Mr. Vajpayee made a belaboured attempt to draw a parallel between the reconstruction of the Somnath temple in the mid-1950s and the Mandir movement of the early 1990s. He cited the cases of the national celebration of the 400th year of the Khalsa faith, as also the decision to observe as national celebration 2600th year of Lord Mahavira; and, then, rather unconvincingly, he tried to say that it was in the same vein that he had termed the mandir movement a ``manifestation of national sentiment''.
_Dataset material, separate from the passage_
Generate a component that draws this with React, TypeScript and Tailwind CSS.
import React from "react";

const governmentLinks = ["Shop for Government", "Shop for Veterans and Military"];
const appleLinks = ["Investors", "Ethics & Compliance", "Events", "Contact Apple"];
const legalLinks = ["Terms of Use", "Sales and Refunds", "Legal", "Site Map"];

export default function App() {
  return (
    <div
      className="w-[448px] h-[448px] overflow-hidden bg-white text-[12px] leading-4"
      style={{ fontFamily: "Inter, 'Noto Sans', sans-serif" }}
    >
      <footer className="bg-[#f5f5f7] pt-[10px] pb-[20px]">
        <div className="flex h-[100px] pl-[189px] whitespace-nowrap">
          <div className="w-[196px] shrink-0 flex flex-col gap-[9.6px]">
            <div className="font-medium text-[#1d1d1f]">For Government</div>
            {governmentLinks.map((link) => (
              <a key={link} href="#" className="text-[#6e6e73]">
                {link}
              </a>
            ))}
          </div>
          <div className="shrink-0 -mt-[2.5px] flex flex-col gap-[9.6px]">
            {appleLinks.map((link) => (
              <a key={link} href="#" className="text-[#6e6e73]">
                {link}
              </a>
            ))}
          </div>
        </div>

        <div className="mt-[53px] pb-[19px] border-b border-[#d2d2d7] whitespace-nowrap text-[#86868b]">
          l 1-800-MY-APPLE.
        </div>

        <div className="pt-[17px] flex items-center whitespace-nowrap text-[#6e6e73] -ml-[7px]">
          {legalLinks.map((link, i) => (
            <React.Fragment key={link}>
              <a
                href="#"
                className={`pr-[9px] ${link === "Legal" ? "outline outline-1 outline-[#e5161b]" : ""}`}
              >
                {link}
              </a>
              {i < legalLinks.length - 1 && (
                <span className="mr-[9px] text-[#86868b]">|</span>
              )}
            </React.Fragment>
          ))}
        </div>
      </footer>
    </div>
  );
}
Rejecting the demand for the resignation of three Ministers was easy, and the Prime Minister did this at the very outset. ``The question of the resignations does not arise; even if these are offered, I will not accept them,'' he declared to the satisfaction of the BJP benches. But he had a difficult task on his hand of satisfying the allies. In fact, the very first speaker of the day, Ms. Mamata Banerjee, Trinamool Congress leader, dictated the script. ``Mr. Prime Minister, clarify your recent utterances.'' The TDP leader, Mr. K. Yerran Naidu, provided the footnotes to that script.

Consequently, Mr. Vajpayee chose to fashion his reply on two levels. First, he did not say anything that would have annoyed the BJP's traditional `mandir constituency'. The Prime Minister repeated that only two solutions to the Ayodhya-Babri dispute were feasible; either the court should give a verdict in favour of those who wanted to build a temple at the disputed site or the Hindus and Muslims should arrive at some mutually acceptable way out.

`NDA is united'

At another level, he reiterated the commitment to the NDA agenda. If the Opposition's obvious strategy was to drive a wedge between the BJP and its allies, the Prime Minister asserted that ``the NDA is united''.
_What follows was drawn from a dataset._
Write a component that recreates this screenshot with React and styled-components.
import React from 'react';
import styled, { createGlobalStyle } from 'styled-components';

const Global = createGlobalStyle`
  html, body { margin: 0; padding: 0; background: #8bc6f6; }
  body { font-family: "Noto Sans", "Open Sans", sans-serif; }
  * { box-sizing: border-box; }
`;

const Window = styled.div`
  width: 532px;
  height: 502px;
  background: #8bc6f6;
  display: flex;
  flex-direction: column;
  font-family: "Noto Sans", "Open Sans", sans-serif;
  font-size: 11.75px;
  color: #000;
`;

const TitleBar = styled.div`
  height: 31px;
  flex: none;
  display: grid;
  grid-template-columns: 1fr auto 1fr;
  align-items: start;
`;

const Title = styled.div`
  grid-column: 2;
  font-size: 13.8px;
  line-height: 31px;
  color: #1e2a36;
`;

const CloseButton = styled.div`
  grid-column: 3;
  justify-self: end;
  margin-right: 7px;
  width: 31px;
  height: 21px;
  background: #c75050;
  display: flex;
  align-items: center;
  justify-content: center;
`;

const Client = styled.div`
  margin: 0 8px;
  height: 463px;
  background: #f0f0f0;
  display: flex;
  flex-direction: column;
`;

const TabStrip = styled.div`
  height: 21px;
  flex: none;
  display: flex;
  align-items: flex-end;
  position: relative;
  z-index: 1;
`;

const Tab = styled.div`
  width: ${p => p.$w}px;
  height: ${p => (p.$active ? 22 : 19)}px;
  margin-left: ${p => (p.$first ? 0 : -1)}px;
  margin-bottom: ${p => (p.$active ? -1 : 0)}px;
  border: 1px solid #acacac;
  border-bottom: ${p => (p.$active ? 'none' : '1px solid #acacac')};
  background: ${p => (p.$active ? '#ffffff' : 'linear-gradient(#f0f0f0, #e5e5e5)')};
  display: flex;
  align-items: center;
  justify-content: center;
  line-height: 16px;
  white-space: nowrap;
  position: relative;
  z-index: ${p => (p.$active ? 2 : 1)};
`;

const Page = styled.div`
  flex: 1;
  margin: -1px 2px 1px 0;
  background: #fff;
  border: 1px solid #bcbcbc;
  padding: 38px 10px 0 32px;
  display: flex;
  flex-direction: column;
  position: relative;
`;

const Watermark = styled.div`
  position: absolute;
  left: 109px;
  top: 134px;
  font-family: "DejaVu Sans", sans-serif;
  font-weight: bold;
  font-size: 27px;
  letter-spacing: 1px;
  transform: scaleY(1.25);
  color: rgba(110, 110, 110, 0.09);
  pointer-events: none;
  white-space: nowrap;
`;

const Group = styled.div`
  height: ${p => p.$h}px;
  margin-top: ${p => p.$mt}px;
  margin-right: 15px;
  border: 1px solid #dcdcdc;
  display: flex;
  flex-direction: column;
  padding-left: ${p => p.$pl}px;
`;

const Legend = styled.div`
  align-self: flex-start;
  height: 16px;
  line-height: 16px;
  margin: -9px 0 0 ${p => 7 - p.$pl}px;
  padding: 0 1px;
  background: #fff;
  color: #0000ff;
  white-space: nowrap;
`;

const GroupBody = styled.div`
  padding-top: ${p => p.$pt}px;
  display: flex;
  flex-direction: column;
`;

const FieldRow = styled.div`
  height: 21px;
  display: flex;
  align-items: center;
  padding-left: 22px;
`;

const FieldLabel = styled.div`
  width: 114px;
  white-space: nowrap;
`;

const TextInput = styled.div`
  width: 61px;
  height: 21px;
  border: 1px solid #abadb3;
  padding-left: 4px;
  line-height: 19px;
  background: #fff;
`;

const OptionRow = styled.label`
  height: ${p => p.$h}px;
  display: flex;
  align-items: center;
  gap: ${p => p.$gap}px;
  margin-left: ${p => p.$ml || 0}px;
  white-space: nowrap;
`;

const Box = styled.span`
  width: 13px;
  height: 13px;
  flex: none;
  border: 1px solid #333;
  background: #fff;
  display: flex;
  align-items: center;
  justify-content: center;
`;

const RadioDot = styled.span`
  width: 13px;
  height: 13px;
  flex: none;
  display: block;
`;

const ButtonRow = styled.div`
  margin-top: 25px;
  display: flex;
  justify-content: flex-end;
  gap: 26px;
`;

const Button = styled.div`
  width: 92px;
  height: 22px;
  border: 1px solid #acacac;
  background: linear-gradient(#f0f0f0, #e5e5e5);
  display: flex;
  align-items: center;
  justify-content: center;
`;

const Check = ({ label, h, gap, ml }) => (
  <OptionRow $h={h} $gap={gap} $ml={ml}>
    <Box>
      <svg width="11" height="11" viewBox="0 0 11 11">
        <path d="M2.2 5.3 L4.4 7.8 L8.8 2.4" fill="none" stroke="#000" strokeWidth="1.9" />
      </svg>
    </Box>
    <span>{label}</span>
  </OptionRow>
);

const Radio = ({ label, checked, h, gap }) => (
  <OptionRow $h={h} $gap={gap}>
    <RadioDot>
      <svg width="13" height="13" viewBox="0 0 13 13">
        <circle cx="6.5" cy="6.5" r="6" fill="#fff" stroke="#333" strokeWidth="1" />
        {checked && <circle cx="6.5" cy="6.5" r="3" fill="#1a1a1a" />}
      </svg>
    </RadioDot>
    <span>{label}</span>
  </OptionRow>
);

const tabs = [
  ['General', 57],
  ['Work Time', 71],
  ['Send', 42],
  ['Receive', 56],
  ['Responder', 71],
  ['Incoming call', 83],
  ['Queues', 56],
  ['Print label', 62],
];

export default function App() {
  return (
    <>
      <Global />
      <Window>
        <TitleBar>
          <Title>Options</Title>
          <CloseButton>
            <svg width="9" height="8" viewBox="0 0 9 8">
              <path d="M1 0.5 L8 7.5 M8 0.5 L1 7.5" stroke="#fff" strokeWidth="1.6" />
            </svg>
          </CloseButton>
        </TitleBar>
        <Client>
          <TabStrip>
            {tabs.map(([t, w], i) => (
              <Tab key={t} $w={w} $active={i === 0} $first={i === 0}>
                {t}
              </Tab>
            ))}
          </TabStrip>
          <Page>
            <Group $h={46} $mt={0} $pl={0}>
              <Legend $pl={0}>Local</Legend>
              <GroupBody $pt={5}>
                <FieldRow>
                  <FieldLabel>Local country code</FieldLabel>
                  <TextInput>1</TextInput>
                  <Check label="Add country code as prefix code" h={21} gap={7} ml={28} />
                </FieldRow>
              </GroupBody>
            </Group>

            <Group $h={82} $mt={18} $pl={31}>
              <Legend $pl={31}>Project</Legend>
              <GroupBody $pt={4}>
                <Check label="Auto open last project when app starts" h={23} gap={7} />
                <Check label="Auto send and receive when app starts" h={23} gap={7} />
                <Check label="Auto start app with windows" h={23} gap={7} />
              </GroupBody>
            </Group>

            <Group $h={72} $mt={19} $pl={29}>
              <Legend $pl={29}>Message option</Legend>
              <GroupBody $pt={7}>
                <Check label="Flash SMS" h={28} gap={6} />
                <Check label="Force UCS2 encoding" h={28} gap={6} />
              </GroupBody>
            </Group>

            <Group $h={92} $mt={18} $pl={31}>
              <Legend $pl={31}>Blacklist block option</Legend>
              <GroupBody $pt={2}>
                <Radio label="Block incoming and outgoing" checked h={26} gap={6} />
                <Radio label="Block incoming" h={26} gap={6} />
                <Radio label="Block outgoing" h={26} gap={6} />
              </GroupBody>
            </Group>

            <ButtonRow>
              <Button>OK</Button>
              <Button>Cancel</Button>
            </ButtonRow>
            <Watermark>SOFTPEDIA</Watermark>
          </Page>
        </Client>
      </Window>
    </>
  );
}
Addressing himself as much to his allies as to the Opposition, he made fun of the ``competition'' between the Congress and the Samajwadi Party to be more ``secular'' than the other. And, he came very nearly to challenging that the final verdict would belong the electorate. The Prime Minister's intervention was a masterly exercise in obfuscation. In his reply to the debate, the mover of the motion, Mr. Jaipal Reddy, termed Mr. Vajpayee's reply ``confusion worse confounded''.

Predictably enough, the allies were not taken in by his verbal callisthenics; and, insisted, later, on yet another commitment from the Prime Minister.